La deuxième section de cette partie qui est composée de cinq articles, s’intitule « Guerre et Paix ». Alain Chauvot discute entre autres, les défaites militaires et conflits internes dans les panégyriques d’époque tardive (289-313) plus particulièrement la responsabilité du malum dans les défaites romaines. Il souligne que mis en relation avec la nature élogieuse du discours du panégyriste, la responsabilité du malum peut être diversement interprétée (p. 376). Pour certains, elle peut avoir des origines internes à l’empire (guerres civiles, mauvaise gestion); pour d’autres, plus proches du pouvoir, elle peut avoir une origine externe (facteurs naturels ou impetus barbare). Dans un autre article de cette section, Alain Chauvot analyse l’emploi de la cavalerie romaine dans les Res Gestae d’Ammien Marcelin. En effet, les Res Gestae sont une source essentielle pour la connaissance de la cavalerie romaine à l’époque tardive. Ammien y décrit leur utilisation tant dans les opérations militaires en Occident qu’en Orient. Pour Alain Chauvot, Ammien porte un jugement sévère sur la cavalerie. Il la considère couteuse, orgueilleuse et fragile. Son impact dans les opérations militaires serait grandement relié à l’utilisation qu’en fait le chef militaire. Il met ainsi en parallèle les choix stratégiques des empereurs Julien et de Valens. La troisième section qui est composée de deux articles a pour titre, la christianisation. En effet, la divergence doctrinale au sein du christianisme entre Romains et Barbares fut un autre motif de conflit puisqu’une majorité des groupes barbares étaient ariens tandis que les Romains étaient pour la plupart nicéens. Le premier article intitulé, « l’arianisme de Fritigern : religion de l’empereur ou religion des Tervinges? » discute justement cet enjeu. Le second article de cette section est consacré au premier évêque Goth, Ulfila, dans l’œuvre de Philostorge.

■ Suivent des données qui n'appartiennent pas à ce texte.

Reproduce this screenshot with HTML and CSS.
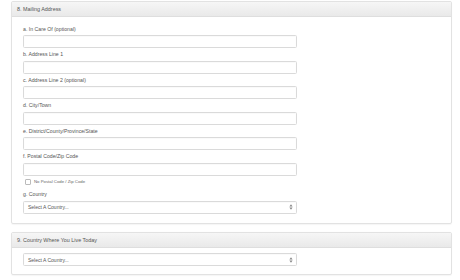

Cette seconde partie permet de comprendre certaines formes de confrontations entre Romains et Barbares. Celles-ci touchent particulièrement l’immigration et l’intégration des groupes barbares, la guerre et les divergences religieuses au sein du christianisme.
L’ouvrage d’Alain Chauvot est clair et précis, les articles qu’il contient mettent en lumière les enjeux et les défis des relations entre Romains et Barbares sous les thématiques de la représentation et de la confrontation. On pourrait lui reprocher de se focaliser exclusivement sur ces deux aspects et de ne pas avoir abordé d’autres aspects des relations entre Romains et Barbares; tels que les influences culturelles, la langue ou encore les échanges commerciaux. Par ailleurs, le choix des articles qui composent chacune des sections aurait pu être amélioré. À titre d’exemple, l’article intitulé « Représentation du Barbaricum chez les barbares au service de l’empire au IVe siècle » pouvait légitimement se retrouver dans la première partie consacrée aux représentations. Outre, ces deux reproches, l’ouvrage d’Alain Chauvot est riche par la diversité et la densité des articles qui le compose. Il participe grandement à la compréhension des relations complexes et multiformes entre Romains et Barbares à l’époque impériale tout en mettant en exergue la magistrale œuvre intellectuelle du professeur Chauvot sur le sujet de l’altérité dans le monde romain.